Leo Strauss is known primarily for reviving classical political philosophy through careful analyses of works by ancient thinkers. As with his published writings, Strauss’s seminars devoted to specific philosophers were notoriously dense, accessible only to graduate students and scholars with a good command of the subject. In 1965, however, Strauss offered an introductory course on political philosophy at the University of Chicago. Using a conversational style, he sought to make political philosophy, as well as his own ideas and methods, understandable to those with little background on the subject.

Machiavelli's Politics (Chicago: University of Chicago Press, April 2017), 512 pages.

Machiavelli is popularly known as a teacher of tyrants, a key proponent of the unscrupulous “Machiavellian” politics laid down in his landmark political treatise The Prince. Others cite the Discourses on Livy to argue that Machiavelli is actually a passionate advocate of republican politics who saw the need for occasional harsh measures to maintain political order. Which best characterizes the teachings of the prolific Italian philosopher? With Machiavelli’s Politics, Catherine H. Zuckert turns this question on its head with a major reinterpretation of Machiavelli’s prose works that reveals a surprisingly cohesive view of politics.

Leo Strauss and the Problem of Political Philosophy with Michael P. Zuckert (Chicago: University of Chicago Press, June 2014), 416 pages.

Leo Strauss and his alleged political influence regarding the Iraq War have in recent years been the subject of significant media attention, including stories in the Wall Street Journal and New York Times.Time magazine even called him “one of the most influential men in American politics.” With The Truth about Leo Strauss, Michael and Catherine Zuckert challenged the many claims and speculations about this notoriously complex thinker. Now, with Leo Strauss and the Problem of Political Philosophy, they turn their attention to a searching and more comprehensive interpretation of Strauss’s thought as a whole, using the many manifestations of the “problem of political philosophy” as their touchstone.

Natural Right and Political Philosophy (Notre Dame Press, 2013)
Essays in Honor of Catherine Zuckert and Michael Zuckert

Edited by Ann Ward and Lee Ward

Inspired by the work of prominent University of Notre Dame political philosophers Catherine Zuckert and Michael Zuckert, this volume of essays explores the concept of natural right in the history of political philosophy. The central organizing principle of the collection is the examination of the idea of natural justice, identified in the classical period with natural right and in modernity with the concept of individual natural rights.

Plato's Philosophers Book Cover

Plato's Philosophers: The Coherence of Dialogues (University of Chicago Press, May 2009) 896 pages.

Association of American Publishers, Inc.

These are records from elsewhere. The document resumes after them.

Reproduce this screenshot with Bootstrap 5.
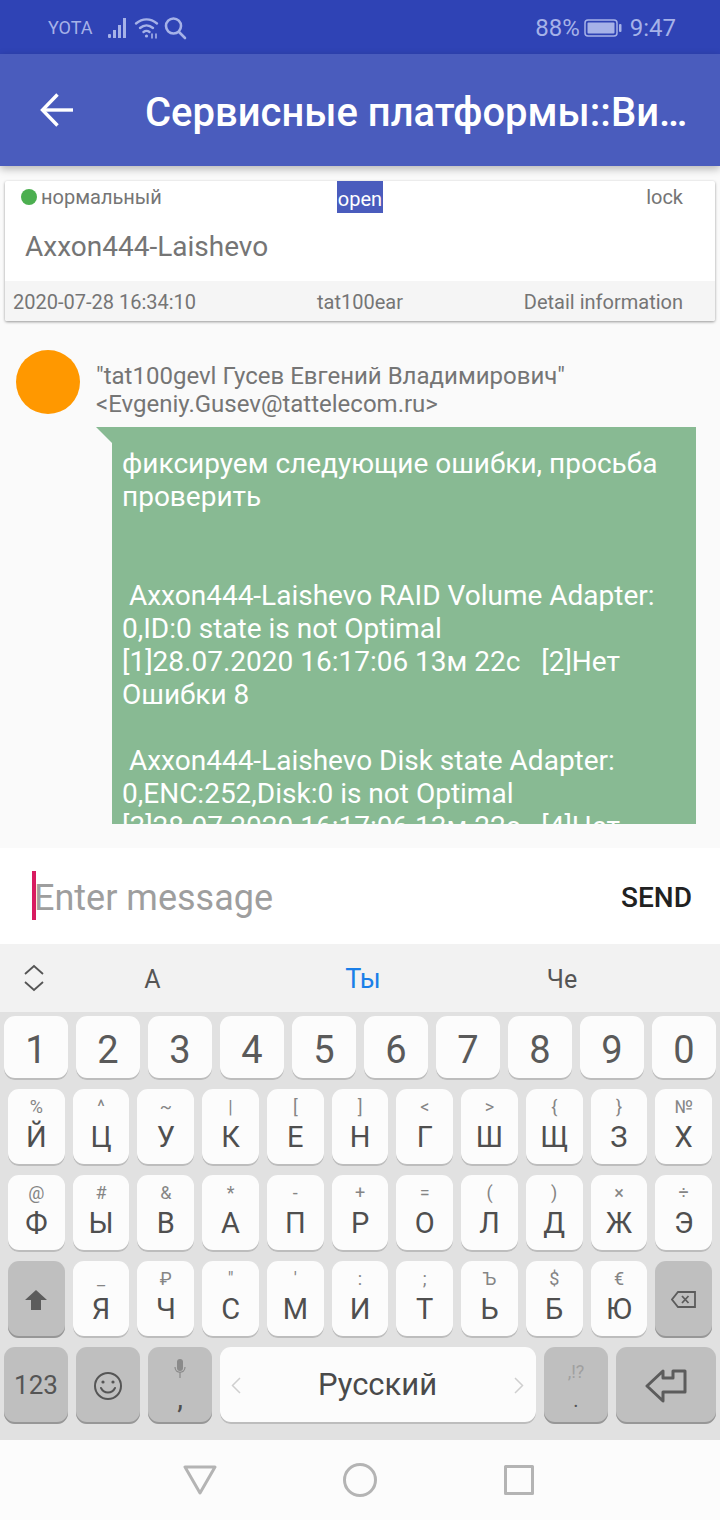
<!DOCTYPE html>
<html lang="ru">
<head>
    <meta charset="UTF-8">
    <meta name="viewport" content="width=device-width, initial-scale=1.0">
    <title>Сервисные платформы</title>
    <link href="https://cdn.jsdelivr.net/npm/bootstrap@5.3.0/dist/css/bootstrap.min.css" rel="stylesheet">
    <style>
        html, body { margin: 0; height: 1520px; overflow: hidden; }
        body { font-family: Roboto, "Noto Sans", sans-serif; background: #fafafa; }
        .screen { width: 720px; height: 1520px; overflow: hidden; }

        /* status bar */
        .status-bar { height: 54px; background: #2f43b5; color: #a6b2e8; font-size: 24px; flex: none; padding-top: 1px; }
        .status-left { padding-left: 48px; }
        .status-left .carrier { font-size: 18px; width: 60px; }
        .status-right { padding-right: 44px; }
        .battery { margin-left: 4px; margin-right: 8px; }

        /* app bar */
        .app-bar { height: 112px; background: #4a5cbd; flex: none; box-shadow: 0 3px 8px rgba(0,0,0,.28); position: relative; z-index: 2; }
        .back-btn { width: 145px; padding-left: 40px; }
        .app-title { color: #fff; font-size: 40px; font-weight: 500; width: 550px; padding-top: 5px; white-space: nowrap; overflow: hidden; text-overflow: ellipsis; }

        /* content */
        .content { height: 682px; flex: none; overflow: hidden; }
        .ticket { margin: 15px 5px 0; height: 140px; border: 0; border-radius: 2px; box-shadow: 0 1px 3px rgba(0,0,0,.4); color: #757575; font-size: 20px; overflow: hidden; }
        .ticket-top, .ticket-foot { grid-template-columns: 1fr 1fr 1fr; }
        .ticket-top { height: 32px; line-height: 32px; }
        .ticket-top > :first-child { padding-left: 16px; }
        .ticket-foot > :first-child { padding-left: 8px; }
        .ticket-top > :last-child, .ticket-foot > :last-child { padding-right: 32px; }
        .state-dot { display: inline-block; width: 16px; height: 16px; border-radius: 50%; background: #4caf50; margin-right: 4px; vertical-align: -1px; }
        .open-tag { display: inline-block; background: #4a5cbd; color: #fff; padding: 0 1px; height: 32px; line-height: 37px; }
        .ticket-name { height: 68px; line-height: 68px; padding-left: 20px; font-size: 28px; }
        .ticket-foot { height: 40px; line-height: 42px; background: #f5f5f5; }

        .msg-head { padding: 29px 0 0 16px; }
        .avatar { width: 64px; height: 64px; border-radius: 50%; background: #ff9800; flex: none; }
        .sender { margin-left: 16px; margin-top: 12px; font-size: 24px; line-height: 28px; color: #757575; }
        .bubble { position: relative; margin: 9px 24px 0 112px; height: 397px; background: #88ba93; }
        .bubble::before { content: ""; position: absolute; left: -16px; top: 0; border-top: 16px solid #88ba93; border-left: 16px solid transparent; }
        .bubble-text { height: 397px; overflow: hidden; padding: 20px 10px 0; color: #fff; font-size: 28px; line-height: 33px; white-space: pre-wrap; }

        /* message input */
        .input-bar { height: 96px; background: #fff; flex: none; padding-left: 32px; padding-right: 28px; }
        .caret-line { width: 4px; height: 49px; background: #d81b60; flex: none; margin-top: -1px; }
        .placeholder-text { font-size: 36px; color: #9e9e9e; flex: 1; margin-left: -2px; padding-top: 4px; }
        .send-text { font-size: 28px; font-weight: 500; color: #212121; padding-top: 4px; }

        /* keyboard */
        .suggest { height: 68px; background: #f2f2f2; flex: none; color: #555; font-size: 25px; }
        .suggest .chev { width: 50px; padding-left: 24px; }
        .suggest .cell-a, .suggest .cell-b, .suggest .cell-c { padding-top: 3px; }
        .suggest .cell-a { width: 205px; }
        .suggest .cell-b { width: 216px; color: #1a7fe8; font-size: 27px; }
        .suggest .cell-c { width: 182px; }
        .keyboard { height: 428px; background: #e1e1e1; flex: none; padding-top: 4px; }
        .kb-row { display: flex; gap: 8px; margin-bottom: 9px; height: 77px; padding: 0 8px; }
        .kb-row.digits { height: 64px; padding: 0 4px; }
        .kb-row.bottom { padding: 0 4px; }
        .kkey { flex: 1 1 0; min-width: 0; background: #fcfcfc; border-radius: 11px; box-shadow: inset 0 -2px 0 #bdbdbd; color: #4f4f4f; font-size: 29px; display: flex; flex-direction: column; align-items: center; }
        .kkey.dark { background: #bfbfbf; box-shadow: inset 0 -2px 0 #979797; justify-content: center; }
        .kkey .hint { font-size: 18px; line-height: 20px; color: #858585; margin-top: 8px; height: 20px; }
        .kkey .letter { line-height: 36px; margin-top: 2px; }
        .digits .kkey { font-size: 38px; line-height: 68px; color: #5a5a5a; }
        .bottom .w64 { flex: 0 0 64px; }
        .bottom .space { flex: 0 0 316px; flex-direction: row; justify-content: space-between; padding: 0 12px 0 11px; font-size: 31px; color: #4a4a4a; }
        .bottom .enter { flex: 0 0 100px; }
        .num-key { font-size: 26px; color: #555; }
        .dot-hint { font-size: 18px; color: #a0a0a0; line-height: 20px; }
        .mic-comma { line-height: 1; margin-top: 6px; }
        .dot-mark { font-size: 20px; line-height: 1; margin-top: 8px; color: #555; }

        /* nav bar */
        .nav-keys { height: 80px; background: #fcfcfc; flex: none; }
        .nav-keys svg { display: block; }
        .nav-back { margin-left: 183px; }
        .nav-home { margin-left: 126px; }
        .nav-recent { margin-left: 127px; }
    </style>
</head>
<body>
<div class="screen d-flex flex-column">

    <div class="status-bar d-flex justify-content-between align-items-center">
        <div class="status-left d-flex align-items-center">
            <span class="carrier">YOTA</span>
            <svg width="22" height="22" viewBox="0 0 22 22" fill="#a6b2e8"><rect x="0" y="17" width="3" height="4" rx="1"/><rect x="5" y="13" width="3" height="8"/><rect x="10" y="8" width="3" height="13"/><rect x="15" y="1" width="3" height="20"/></svg>
            <svg class="ms-1" width="26" height="24" viewBox="0 0 26 24" fill="none" stroke="#a6b2e8" stroke-width="2.4" stroke-linecap="round"><path d="M2 7.500C8.500 2 16.500 2 23 7.500"/><path d="M6 12C10 8.500 15 8.500 19 12"/><path d="M9.500 16C11.500 14.500 13.500 14.500 15.500 16"/><circle cx="12.500" cy="20" r="1.600" fill="#a6b2e8" stroke="none"/><path d="M18 18v4M22 18v4" stroke-width="1.600"/></svg>
            <svg class="ms-1" width="23" height="24" viewBox="0 0 23 24" fill="none" stroke="#a6b2e8" stroke-width="2.600" stroke-linecap="round"><circle cx="9.500" cy="10" r="7.500"/><path d="M15 16l6 6"/></svg>
        </div>
        <div class="status-right d-flex align-items-center">
            <span>88%</span>
            <svg class="battery" width="38" height="18" viewBox="0 0 38 18"><rect x="1" y="1" width="32" height="16" rx="3" fill="none" stroke="#a6b2e8" stroke-width="1.500"/><rect x="3.500" y="3.500" width="27" height="11" rx="1" fill="#a6b2e8"/><rect x="35" y="5" width="2.500" height="8" rx="1" fill="#a6b2e8"/></svg>
            <span>9:47</span>
        </div>
    </div>

    <div class="app-bar d-flex align-items-center">
        <div class="back-btn">
            <svg class="d-block" width="34" height="34" viewBox="0 0 34 34" fill="none" stroke="#fff" stroke-width="3.400"><path d="M33 17H3"/><path d="M17.500 1.500L2.500 17l15 15.500"/></svg>
        </div>
        <div class="app-title">Сервисные платформы::Видеонаблюдение</div>
    </div>

    <div class="content">
        <div class="card ticket">
            <div class="ticket-top d-grid">
                <div><span class="state-dot"></span>нормальный</div>
                <div class="text-center"><span class="open-tag">open</span></div>
                <div class="text-end">lock</div>
            </div>
            <div class="ticket-name">Axxon444-Laishevo</div>
            <div class="ticket-foot d-grid">
                <div>2020-07-28 16:34:10</div>
                <div class="text-center">tat100ear</div>
                <div class="text-end">Detail information</div>
            </div>
        </div>

        <div class="msg-head d-flex">
            <div class="avatar"></div>
            <div class="sender">"tat100gevl Гусев Евгений Владимирович"<br>&lt;Evgeniy.Gusev@tattelecom.ru&gt;</div>
        </div>
        <div class="bubble">
            <div class="bubble-text">фиксируем следующие ошибки, просьба проверить


 Axxon444-Laishevo RAID Volume Adapter: 0,ID:0 state is not Optimal
[1]28.07.2020 16:17:06 13м 22с   [2]Нет Ошибки 8

 Axxon444-Laishevo Disk state Adapter: 0,ENC:252,Disk:0 is not Optimal
[3]28.07.2020 16:17:06 13м 22с   [4]Нет</div>
        </div>
    </div>

    <div class="input-bar d-flex align-items-center">
        <div class="caret-line"></div>
        <div class="placeholder-text">Enter message</div>
        <div class="send-text">SEND</div>
    </div>

    <div class="suggest d-flex align-items-center">
        <div class="chev">
            <svg class="d-block" width="20" height="28" viewBox="0 0 20 28" fill="none" stroke="#555" stroke-width="1.800"><path d="M1 10l9-8 9 8"/><path d="M1 18l9 8 9-8"/></svg>
        </div>
        <div class="cell-a text-center">А</div>
        <div class="cell-b text-center">Ты</div>
        <div class="cell-c text-center">Че</div>
    </div>

    <div class="keyboard">
        <div class="kb-row digits">
            <div class="kkey">1</div><div class="kkey">2</div><div class="kkey">3</div><div class="kkey">4</div><div class="kkey">5</div><div class="kkey">6</div><div class="kkey">7</div><div class="kkey">8</div><div class="kkey">9</div><div class="kkey">0</div>
        </div>
        <div class="kb-row">
            <div class="kkey"><span class="hint">%</span><span class="letter">Й</span></div>
            <div class="kkey"><span class="hint">^</span><span class="letter">Ц</span></div>
            <div class="kkey"><span class="hint">~</span><span class="letter">У</span></div>
            <div class="kkey"><span class="hint">|</span><span class="letter">К</span></div>
            <div class="kkey"><span class="hint">[</span><span class="letter">Е</span></div>
            <div class="kkey"><span class="hint">]</span><span class="letter">Н</span></div>
            <div class="kkey"><span class="hint">&lt;</span><span class="letter">Г</span></div>
            <div class="kkey"><span class="hint">&gt;</span><span class="letter">Ш</span></div>
            <div class="kkey"><span class="hint">{</span><span class="letter">Щ</span></div>
            <div class="kkey"><span class="hint">}</span><span class="letter">З</span></div>
            <div class="kkey"><span class="hint">№</span><span class="letter">Х</span></div>
        </div>
        <div class="kb-row">
            <div class="kkey"><span class="hint">@</span><span class="letter">Ф</span></div>
            <div class="kkey"><span class="hint">#</span><span class="letter">Ы</span></div>
            <div class="kkey"><span class="hint">&amp;</span><span class="letter">В</span></div>
            <div class="kkey"><span class="hint">*</span><span class="letter">А</span></div>
            <div class="kkey"><span class="hint">-</span><span class="letter">П</span></div>
            <div class="kkey"><span class="hint">+</span><span class="letter">Р</span></div>
            <div class="kkey"><span class="hint">=</span><span class="letter">О</span></div>
            <div class="kkey"><span class="hint">(</span><span class="letter">Л</span></div>
            <div class="kkey"><span class="hint">)</span><span class="letter">Д</span></div>
            <div class="kkey"><span class="hint">×</span><span class="letter">Ж</span></div>
            <div class="kkey"><span class="hint">÷</span><span class="letter">Э</span></div>
        </div>
        <div class="kb-row">
            <div class="kkey dark">
                <svg width="22" height="20" viewBox="0 0 22 20" fill="#5c5c5c"><path d="M11 0L22 10H16V20H6V10H0Z"/></svg>
            </div>
            <div class="kkey"><span class="hint">_</span><span class="letter">Я</span></div>
            <div class="kkey"><span class="hint">₽</span><span class="letter">Ч</span></div>
            <div class="kkey"><span class="hint">"</span><span class="letter">С</span></div>
            <div class="kkey"><span class="hint">'</span><span class="letter">М</span></div>
            <div class="kkey"><span class="hint">:</span><span class="letter">И</span></div>
            <div class="kkey"><span class="hint">;</span><span class="letter">Т</span></div>
            <div class="kkey"><span class="hint">Ъ</span><span class="letter">Ь</span></div>
            <div class="kkey"><span class="hint">$</span><span class="letter">Б</span></div>
            <div class="kkey"><span class="hint">€</span><span class="letter">Ю</span></div>
            <div class="kkey dark">
                <svg width="25" height="17" viewBox="0 0 25 17" fill="none" stroke="#5c5c5c" stroke-width="1.800"><path d="M7 1H24V16H7L1 8.500Z"/><path d="M11 5l6.500 7M17.500 5L11 12"/></svg>
            </div>
        </div>
        <div class="kb-row bottom">
            <div class="kkey dark w64 num-key">123</div>
            <div class="kkey dark w64">
                <svg width="30" height="30" viewBox="0 0 30 30" fill="none" stroke="#555" stroke-width="2"><circle cx="15" cy="15" r="13"/><path d="M8 17c3 6 11 6 14 0" stroke-linecap="round"/><circle cx="10" cy="11" r="1.600" fill="#555" stroke="none"/><circle cx="20" cy="11" r="1.600" fill="#555" stroke="none"/></svg>
            </div>
            <div class="kkey dark w64">
                <svg width="12" height="19" viewBox="0 0 12 19" fill="#8a8a8a"><rect x="3" y="0" width="6" height="12" rx="3"/><path d="M1 8c0 7 10 7 10 0" fill="none" stroke="#8a8a8a" stroke-width="1.200"/><rect x="5.400" y="13" width="1.200" height="6"/></svg>
                <span class="mic-comma">,</span>
            </div>
            <div class="kkey space align-items-center">
                <svg width="10" height="17" viewBox="0 0 10 17" fill="none" stroke="#cfcfcf" stroke-width="1.500"><path d="M9 1L1.500 8.500 9 16"/></svg>
                <span>Русский</span>
                <svg width="10" height="17" viewBox="0 0 10 17" fill="none" stroke="#cfcfcf" stroke-width="1.500"><path d="M1 1l7.500 7.500L1 16"/></svg>
            </div>
            <div class="kkey dark w64">
                <span class="dot-hint">,!?</span>
                <span class="dot-mark">.</span>
            </div>
            <div class="kkey dark enter">
                <svg width="42" height="34" viewBox="0 0 42 34" fill="none" stroke="#5c5c5c" stroke-width="3" stroke-linejoin="round"><path d="M2 17L18 2V9H28V2H40V23H18V32Z"/></svg>
            </div>
        </div>
    </div>

    <div class="nav-keys d-flex align-items-center">
        <svg class="nav-back" width="34" height="30" viewBox="0 0 34 30" fill="none" stroke="#b4b4b4" stroke-width="3" stroke-linejoin="round"><path d="M2 2H32L17 28Z"/></svg>
        <svg class="nav-home" width="34" height="34" viewBox="0 0 34 34" fill="none" stroke="#b4b4b4" stroke-width="3"><circle cx="17" cy="17" r="15.500"/></svg>
        <svg class="nav-recent" width="30" height="30" viewBox="0 0 30 30" fill="none" stroke="#b4b4b4" stroke-width="3" stroke-linejoin="round"><rect x="1.500" y="1.500" width="27" height="27"/></svg>
    </div>
</div>
<script src="https://cdn.jsdelivr.net/npm/bootstrap@5.3.0/dist/js/bootstrap.bundle.min.js"></script>
</body>
</html>
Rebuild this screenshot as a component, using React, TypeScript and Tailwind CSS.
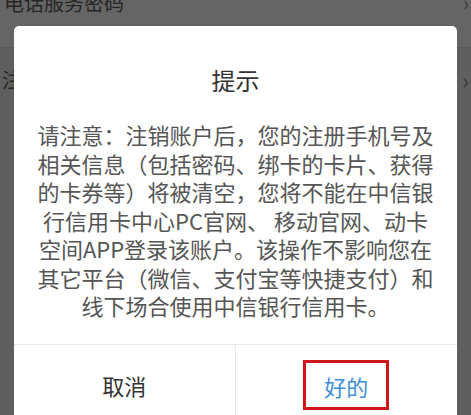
import React from "react";

const font = { fontFamily: '"Noto Sans CJK SC", "Noto Sans", sans-serif' };

export default function App() {
  const lines = [
    "请注意：注销账户后，您的注册手机号及",
    "相关信息（包括密码、绑卡的卡片、获得",
    "的卡券等）将被清空，您将不能在中信银",
    "行信用卡中心PC官网、 移动官网、动卡",
    "空间APP登录该账户。该操作不影响您在",
    "其它平台（微信、支付宝等快捷支付）和",
    "线下场合使用中信银行信用卡。",
  ];
  return (
    <div
      className="relative w-[471px] h-[415px] overflow-hidden bg-[#5f5f5f]"
      style={font}
    >
      {/* background list */}
      <div className="flex h-[48px] items-start justify-between border-b border-[#585858] bg-[#656565] pl-[4px] pr-[2px]">
        <span className="-mt-[11px] text-[20px] leading-[28px] text-[#262626]">
          电话服务密码
        </span>
        <span className="-mt-[11px] text-[20px] leading-[28px] text-[#3a3a3a]">
          ›
        </span>
      </div>
      <div className="flex h-[64px] items-center justify-between pl-[2px] pr-[2px]">
        <span className="text-[20px] leading-[28px] text-[#262626]">注销账户</span>
        <span className="text-[24px] leading-[28px] text-[#3a3a3a]">›</span>
      </div>

      {/* dialog */}
      <div className="absolute left-[14px] top-[26px] w-[443px] overflow-hidden rounded-[5px] bg-white">
        <div className="pt-[38px] text-center text-[24px] leading-[32px] text-[#333333]">
          提示
        </div>
        <div className="px-[22px] pt-[24px] pb-[24px] text-center text-[22px] leading-[28.5px] text-[#555555]">
          {lines.map((l, i) => (
            <div key={i} className="whitespace-pre">
              {l}
            </div>
          ))}
        </div>
        <div className="grid h-[82px] grid-cols-2 border-t border-[#e8e8e8]">
          <div className="flex items-center justify-center border-r border-[#e8e8e8] text-[22px] text-[#333333]">
            取消
          </div>
          <div className="flex items-center justify-center">
            <div className="flex h-[50px] w-[86px] items-center justify-center border-[3px] border-[#d0161d] pt-[3px] text-[22px] text-[#3f8fd6]">
              好的
            </div>
          </div>
        </div>
      </div>
    </div>
  );
}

Press Release

PLATO'S PHILOSOPHERS received the R. Hawkins Award for the Best Scholarly Book Published in 2009 (in any or all fields).

It also received an award for "Excellence in the Humanities", the Best Book Published in Philosophy, and Outstanding Academic Title, Choice, 2009.

Faced with the difficult task of discerning Plato’s true ideas from the contradictory voices he used to express them, scholars have never fully made sense of the many incompatibilities within and between the dialogues. In the magisterial Plato’s Philosophers, Catherine Zuckert explains for the first time how these prose dramas cohere to reveal a comprehensive Platonic understanding of philosophy.

20th Century Philosophy

Political Philosophy in the Twentieth Century
Edited by Catherine H. Zuckert (Cambridge University Press, October 2011).

This book demonstrates the rich diversity and depth of political philosophy in the twentieth century. Catherine H. Zuckert has compiled a collection of essays recounting the lives of political theorists, connecting each biography with the theorist's life work and explaining the significance of the contribution to modern political thought. The essays are organized to highlight the major political alternatives and approaches. Beginning with essays on John Dewey, Carl Schmitt and Antonio Gramsci, representing the three main political alternatives – liberal, fascist and communist – at mid-century, the book proceeds to consider the lives and works of émigrés such as Hannah Arendt, Eric Voegelin, and Leo Strauss, who brought a continental perspective to the United States after World War II. The second half of the collection contains essays on recent defenders of liberalism, such as Friedrich Hayek, Isaiah Berlin and John Rawls and liberalism's many critics, including Michel Foucault, Jürgen Habermas and Alasdair MacIntyre.